Strategically, Casella observes that the world today looks to varieties like cabernet sauvignon, pinot noir and chardonnay. ‘We do these really well’, he says. ‘Kiwi sauvignon blanc is a separate phenomenon – we’ll give that variety a miss since we don’t want to come into second place.’ His next move, he says, could be to further expand the cabernet story or else a pinot noir play. Margaret River could represent a possibility, but distance remains an issue.

‘It’s our family’s ambition to have a full portfolio of wines. To be sustainable over the long term we need to be engaged with all bands in the pricing spectrum. Our importers are demanding high-end wine, so by providing it we secure our relationships. We’re enabling their sales teams to work within a folio that covers a range of prices, regions and varieties.’ Far cry indeed from a company that has been accused – very unfairly in my mind – of dumbing down the offering of Australian wine.

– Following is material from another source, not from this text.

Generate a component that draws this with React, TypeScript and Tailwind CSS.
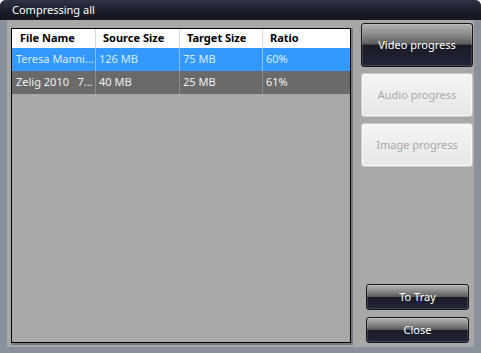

You only have had to read the media in recent years to see how much the wild fluctuations in the value of Australian currency have affected the profitability of Casella, especially given the effect it’s had on the retail price of Yellowtail in the US. John Casella looks for an exchange rate between 65-75 cents US as a sweet spot for volume and margin, but says the UK pound is just as critical to the health of Australian wine.

‘The turnaround has been enormous. It’s hugely profitable and reassuring to our financiers and everyone else. Even when we had write-downs that showed a loss in our bottom line, it was more a lack of confidence that gave us issues. If you believe something is possible, then it can happen. It certainly won’t if you don’t have the confidence’, he says.

Most importantly, he says, is that Australian winemakers should do their own thing, and not follow each other around, a clear reference to the plethora of copycat ‘critter’ labels that followed in Yellowtail’s wake and successfully trashed the reputation of Australian wine in the US.

‘Our makers should show the world how individual we are, how our regions and producers are different and stop the nonsense of doing what others are doing’, he says.

‘We’ve lost a little market share but a lot of shelf space in the US. It’s a battle to get it back, so right now the small Australian section on supermarket shelves is very damaging, since it tells the consumer that Australian wines are not very interesting. It can’t shrink any more.

‘There’s a huge potential premium market in the US but we have to be clever about how we introduce wines to the American consumer. We’ve disappointed them before so we need a slow, solid and consistent build there. We can’t forget the value of on-premise placements. In the past we’ve relied on off-premise, which can be good for a short-term result, but on-premise is where the true image and brand-building takes place. It’s slow, hard and costly work.’

In the UK, Casella identifies the challenge as to engage better with the gatekeepers, the buyers, wholesalers and storekeepers. ‘We have a lot of work to do before we even start talking to consumers’, he argues. ‘We can win them back over by showing how good our wines are, but for a while we were all the same. There was no excitement, just boredom. They were choosing from more interesting makers in other countries instead.’

Recognising the potential of China, Casella understands the difficulty of building a brand in such a ‘fragmented market so open to parallel importing’. It’s a global challenge for everything from beer to wine to cognac’, he observes.

As ever, despite the fact that he is responsible for the greatest brand explosion ever experienced in the world of wine, Casella urges caution. ‘You need to be measured, building a brand with key people and customers, and not being too worried about an immediate impact of sales’, he says. ‘It’s all about building a solid foundation. You could sell a lot of wine, but not build a brand’. Hear, hear.